• _EXERCISE OBJECTIVE_
Each line that holds the word "with" should be returned.

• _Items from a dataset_
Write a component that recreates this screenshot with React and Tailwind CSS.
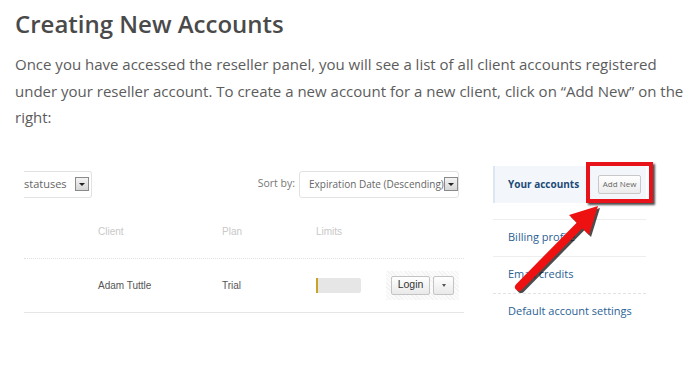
import React from "react";

const sideLinks = ["Billing profile", "Email credits", "Default account settings"];

const DropArrow = () => (
  <span className="flex h-[14px] w-[14px] shrink-0 items-center justify-center border border-[#8a8a8a] bg-gradient-to-b from-[#f4f4f4] to-[#d6d6d6]">
    <span className="h-0 w-0 border-x-[3px] border-t-[3px] border-x-transparent border-t-[#222]" />
  </span>
);

const App = () => {
  return (
    <div className="relative h-[365px] w-[694px] overflow-hidden bg-white font-['Open_Sans',sans-serif]">
      {/* article text */}
      <div className="pl-[15px] pt-[6px]">
        <h1 className="text-[24px] font-semibold leading-[36px] text-[#4a4a4a]">
          Creating New Accounts
        </h1>
        <p className="mt-[9px] w-[675px] text-[15px] leading-[26.5px] text-[#5c5c5c]">
          Once you have accessed the reseller panel, you will see a list of all client accounts registered
          under your reseller account. To create a new account for a new client, click on “Add New” on the
          right:
        </p>
      </div>

      {/* screenshot of the panel */}
      <div className="mt-[40px] flex pl-[24px]">
        <div className="w-[440px]">
          <div className="flex h-[27px] items-center justify-between">
            <div className="flex h-[27px] items-center gap-[8px] rounded-r-[3px] border-y border-r border-[#e2e2e2] pr-[2px] text-[11px] text-[#666]">
              <span>statuses</span>
              <DropArrow />
            </div>
            <div className="flex items-center gap-[4px] pr-[5px]">
              <span className="text-[10.5px] text-[#777]">Sort by:</span>
              <div className="flex h-[27px] w-[160px] items-center justify-between whitespace-nowrap rounded-[3px] border border-[#e2e2e2] pl-[9px] pr-[2px] text-[10px] text-[#666]">
                <span>Expiration Date (Descending)</span>
                <DropArrow />
              </div>
            </div>
          </div>

          <div className="flex h-[61px] items-center border-b border-dotted border-[#e0e0e0] pt-[8px] font-['Liberation_Sans',sans-serif] text-[10px] text-[#c8c8c8]">
            <span className="ml-[74px] w-[124px]">Client</span>
            <span className="w-[94px]">Plan</span>
            <span>Limits</span>
          </div>

          <div className="flex h-[54px] items-center border-b border-[#e6e6e6] font-['Liberation_Sans',sans-serif] text-[10px] text-[#555]">
            <span className="ml-[74px] w-[124px]">Adam Tuttle</span>
            <span className="w-[94px]">Trial</span>
            <span className="h-[15px] w-[45px] rounded-r-[2px] border-l-2 border-[#c9a227] bg-[#e6e6e6]" />
            <div className="ml-[25px] flex h-[29px] items-center gap-[3px] bg-[repeating-linear-gradient(45deg,#f3f3f3_0px,#f3f3f3_1px,#fbfbfb_1px,#fbfbfb_3px)] px-[5px]">
              <span className="flex h-[19px] w-[39px] items-center justify-center rounded-[2px] border border-[#c4c4c4] bg-gradient-to-b from-white to-[#e9e9e9] text-[10.5px] text-[#333]">
                Login
              </span>
              <span className="flex h-[19px] w-[21px] items-center justify-center rounded-[2px] border border-[#c4c4c4] bg-gradient-to-b from-white to-[#e9e9e9]">
                <span className="h-0 w-0 border-x-[2px] border-t-[3px] border-x-transparent border-t-[#555]" />
              </span>
            </div>
          </div>
        </div>

        {/* sidebar */}
        <div className="ml-[29px] -mt-[5px] w-[153px] text-[11px]">
          <div className="relative flex h-[37px] items-center border-l-2 border-[#dbe8f3] bg-[#f3f7fb] pl-[13px]">
            <span className="whitespace-nowrap text-[10px] font-bold text-[#1d4a78]">Your accounts</span>
            <span className="ml-[19px] flex h-[19px] w-[43px] items-center justify-center whitespace-nowrap rounded-[2px] border border-[#c8c8c8] bg-gradient-to-b from-white to-[#ececec] text-[8px] text-[#666]">
              Add New
            </span>
            <span className="absolute left-[91px] top-[-4px] h-[41px] w-[67px] border-[4px] border-[#e8121b] shadow-[2px_2px_2px_rgba(0,0,0,0.7)]" />
          </div>
          <div className="mt-[16px]">
            {sideLinks.map((label, i) => (
              <div
                key={label}
                className={`flex h-[37px] items-center border-t pl-[15px] text-[#2a5f95] ${
                  i === 2 ? "border-dashed border-[#e3e3e3]" : "border-[#eeeeee]"
                }`}
              >
                {label}
              </div>
            ))}
          </div>
        </div>
      </div>

      {/* red arrow pointing at Add New */}
      <svg className="absolute left-0 top-0" width="694" height="365" viewBox="0 0 694 365">
        <g transform="translate(2,2)" opacity="0.75">
          <line x1="519" y1="287" x2="580" y2="225" stroke="#111" strokeWidth="8" strokeLinecap="round" />
          <polygon points="598,206 569,215 589,235" fill="#111" />
        </g>
        <line x1="519" y1="287" x2="580" y2="225" stroke="#ee1111" strokeWidth="8" strokeLinecap="round" />
        <polygon points="598,206 569,215 589,235" fill="#ee1111" />
      </svg>
    </div>
  );
};

export default App;
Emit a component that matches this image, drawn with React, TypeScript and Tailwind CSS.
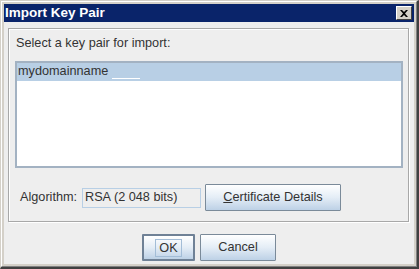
import React from 'react';

const font = { fontFamily: '"Liberation Sans", Arial, sans-serif' };

function OceanButton({ children, wide, focused }: { children: React.ReactNode; wide?: string; focused?: boolean }) {
  return (
    <button
      className={`h-[27px] ${wide} flex items-center justify-center rounded-[1px] bg-gradient-to-b from-white via-[#e4edf6] to-[#bdd1e6] text-[12.7px] text-[#333333] ${
        focused ? 'border-2 border-[#6f8196]' : 'border border-[#7a8a99]'
      }`}
    >
      {children}
    </button>
  );
}

export default function App() {
  return (
    <div className="w-[419px] h-[269px] overflow-hidden" style={font}>
      {/* window frame */}
      <div className="w-full h-full border-t border-l border-[#d4d0c8] border-r-[2px] border-b-[2px] border-r-[#404040] border-b-[#404040]">
        <div className="w-full h-full border-t border-l border-white border-r border-b border-r-[#808080] border-b-[#808080] bg-[#d4d0c8] p-[2px] flex flex-col">
          {/* title bar */}
          <div className="h-[18px] bg-[#0a246a] flex items-center justify-between pl-[1px] pr-[2px]">
            <span className="text-white font-bold text-[13.5px] leading-none">Import Key Pair</span>
            <div className="w-[16px] h-[14px] bg-[#d4d0c8] border-t border-l border-white border-r border-b border-r-[#404040] border-b-[#404040] flex items-center justify-center">
              <svg width="8" height="7" viewBox="0 0 8 7">
                <path d="M0 0h2l2 2 2-2h2L5 3.5 8 7H6L4 5 2 7H0l3-3.5z" fill="#000" />
              </svg>
            </div>
          </div>

          {/* body */}
          <div className="flex-1 bg-[#eeeeee] px-[4px] pt-[6px] flex flex-col">
            {/* etched panel */}
            <div className="border border-[#a8a8a8] shadow-[1px_1px_0_#ffffff,inset_1px_1px_0_#ffffff] pl-[6px] pr-[5px] pt-[7px] pb-[10px] flex flex-col mr-[1px]">
              <div className="h-[15px] leading-[15px] text-[12.7px] text-[#333333] pl-[1px]">Select a key pair for import:</div>
              <div className="mt-[10px] h-[107px] border-2 border-[#a3b2c2] bg-white">
                <div className="relative h-[18px] bg-[#b8cfe5] pl-[1px] flex items-center text-[12.7px] text-[#333333]">
                  mydomainname
                  <div className="absolute left-[95px] top-[15px] w-[28px] h-[1px] bg-white" />
                </div>
              </div>
              <div className="mt-[16px] h-[27px] flex items-center">
                <span className="ml-[5px] w-[62px] text-[12.7px] text-[#333333]">Algorithm:</span>
                <div className="w-[119px] h-[20px] border border-[#b8cfe5] bg-[#eeeeee] flex items-center pl-[2px] text-[12.7px] text-[#333333]">
                  RSA (2 048 bits)
                </div>
                <div className="ml-[4px]">
                  <OceanButton wide="w-[136px]">
                    <span>
                      <span className="underline">C</span>ertificate Details
                    </span>
                  </OceanButton>
                </div>
              </div>
            </div>

            {/* buttons */}
            <div className="mt-[12px] flex justify-center gap-[5px]">
              <OceanButton wide="w-[53px]" focused>
                <span className="border border-[#a3bdd7] px-[3px] leading-[16px]">OK</span>
              </OceanButton>
              <OceanButton wide="w-[76px]">Cancel</OceanButton>
            </div>
          </div>
        </div>
      </div>
    </div>
  );
}
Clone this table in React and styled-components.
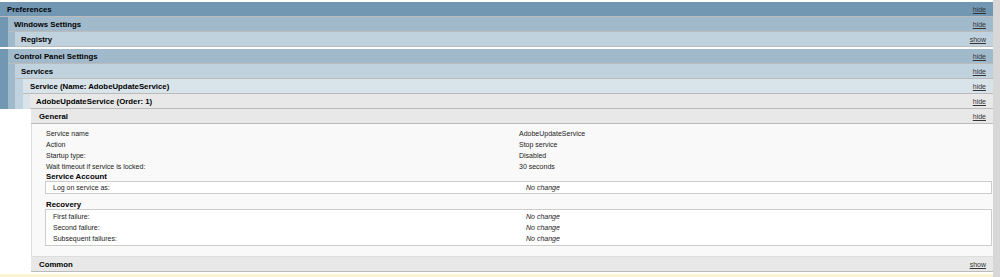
import React from "react";
import styled, { createGlobalStyle } from "styled-components";

const Global = createGlobalStyle`
  html, body { margin: 0; padding: 0; background: #fff; overflow: hidden; }
  body { font-family: "Liberation Sans", Arial, sans-serif; }
`;

const C = {
  l0: "#7197b3",
  l1: "#a0bacb",
  l2: "#c0d2de",
  l3: "#d9e3ea",
  l4: "#e8e8e8",
  info: "#f9f9f9",
};

const Frame = styled.div`
  display: flex;
  align-items: stretch;
  height: 277px;
  overflow: hidden;
`;

const Main = styled.div`
  flex: 1;
  min-width: 0;
  padding-top: 2px;
`;

const Rail = styled.div`
  flex: none;
  width: 7px;
  background: #d7d7d7;
`;

const Bar = styled.div`
  display: flex;
  align-items: center;
  justify-content: space-between;
  height: 14px;
  border-bottom: 1px solid #bbbbbb;
  background: ${(p) => p.$bg};
  padding: 0 7px 0 ${(p) => p.$pad}px;
  font-weight: bold;
  font-size: 7.8px;
  color: #000;
  white-space: nowrap;
`;

const Toggle = styled.a`
  font-weight: normal;
  font-size: 7px;
  color: #333;
  text-decoration: underline;
  cursor: pointer;
`;

const Nest = styled.div`
  background: ${(p) => p.$bg};
  padding-left: ${(p) => p.$indent}px;
  margin-top: ${(p) => p.$gap || 0}px;
`;

const Body = styled.div`
  margin-left: 31px;
`;

const Info = styled.div`
  background: ${C.info};
  border-left: 1px solid #dddddd;
  border-bottom: 1px solid #dddddd;
  padding: 4px 1px 10px 14px;
  font-size: 7px;
  color: #222;
`;

const Row = styled.div`
  display: grid;
  grid-template-columns: 473px 1fr;
  height: 11px;
  line-height: 11px;
  white-space: nowrap;
`;

const Value = styled.span`
  font-style: ${(p) => (p.$italic ? "italic" : "normal")};
`;

const SubHead = styled.div`
  font-weight: bold;
  font-size: 7.8px;
  line-height: 9px;
  color: #000;
  margin-top: ${(p) => p.$gap || 0}px;
`;

const Box = styled.div`
  background: #fff;
  border: 1px solid #cccccc;
  margin-left: -1px;
  padding: ${(p) => p.$pad || 0}px 0 ${(p) => p.$pad || 0}px 7px;
`;

const Next = styled.div`
  height: 15px;
  margin-top: 2px;
  background: #fcf2d4;
`;

const Header = ({ bg, pad = 6, title, action = "hide" }) => (
  <Bar $bg={bg} $pad={pad}>
    <span>{title}</span>
    <Toggle>{action}</Toggle>
  </Bar>
);

const general = [
  ["Service name", "AdobeUpdateService"],
  ["Action", "Stop service"],
  ["Startup type:", "Disabled"],
  ["Wait timeout if service is locked:", "30 seconds"],
];

const recovery = ["First failure:", "Second failure:", "Subsequent failures:"];

export default function App() {
  return (
    <>
      <Global />
      <Frame>
        <Main>
          <Header bg={C.l0} pad={7} title="Preferences" />
          <Nest $bg={C.l0} $indent={8}>
            <Header bg={C.l1} title="Windows Settings" />
            <Nest $bg={C.l1} $indent={7}>
              <Header bg={C.l2} title="Registry" action="show" />
            </Nest>
          </Nest>
          <Nest $bg={C.l0} $indent={8} $gap={2}>
            <Header bg={C.l1} title="Control Panel Settings" />
            <Nest $bg={C.l1} $indent={7}>
              <Header bg={C.l2} title="Services" />
              <Nest $bg={C.l2} $indent={8}>
                <Header bg={C.l3} pad={7} title="Service (Name: AdobeUpdateService)" />
                <Nest $bg={C.l3} $indent={7}>
                  <Header bg={C.l4} title="AdobeUpdateService (Order: 1)" />
                </Nest>
              </Nest>
            </Nest>
          </Nest>
          <Body>
            <Header bg={C.l4} pad={8} title="General" />
            <Info>
              {general.map(([k, v]) => (
                <Row key={k}>
                  <span>{k}</span>
                  <Value>{v}</Value>
                </Row>
              ))}
              <SubHead>Service Account</SubHead>
              <Box>
                <Row>
                  <span>Log on service as:</span>
                  <Value $italic>No change</Value>
                </Row>
              </Box>
              <SubHead $gap={6}>Recovery</SubHead>
              <Box $pad={1}>
                {recovery.map((k) => (
                  <Row key={k}>
                    <span>{k}</span>
                    <Value $italic>No change</Value>
                  </Row>
                ))}
              </Box>
            </Info>
            <Header bg={C.l4} pad={8} title="Common" action="show" />
          </Body>
          <Next />
        </Main>
        <Rail />
      </Frame>
    </>
  );
}
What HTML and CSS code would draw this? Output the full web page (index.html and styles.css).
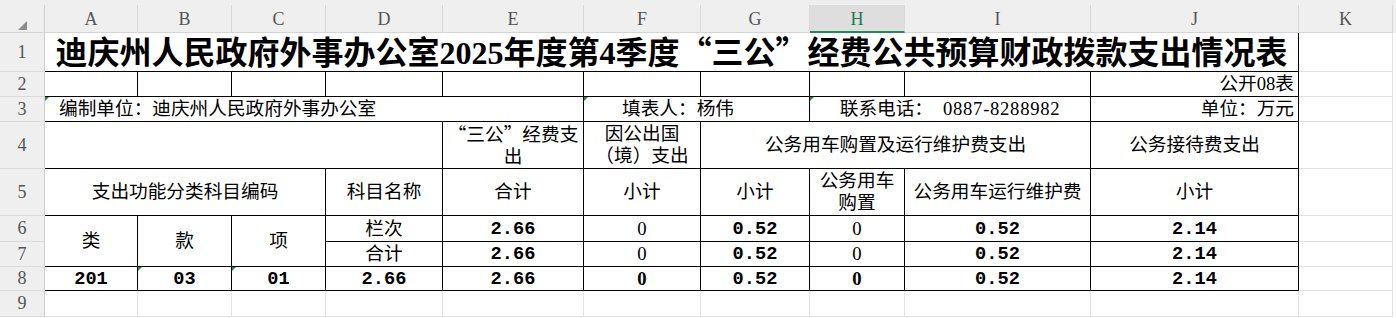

• _SOLVED PROBLEM_
Write a component that recreates this screenshot with React and Tailwind CSS.
Emit a component that matches this image, drawn with React, TypeScript and Tailwind CSS.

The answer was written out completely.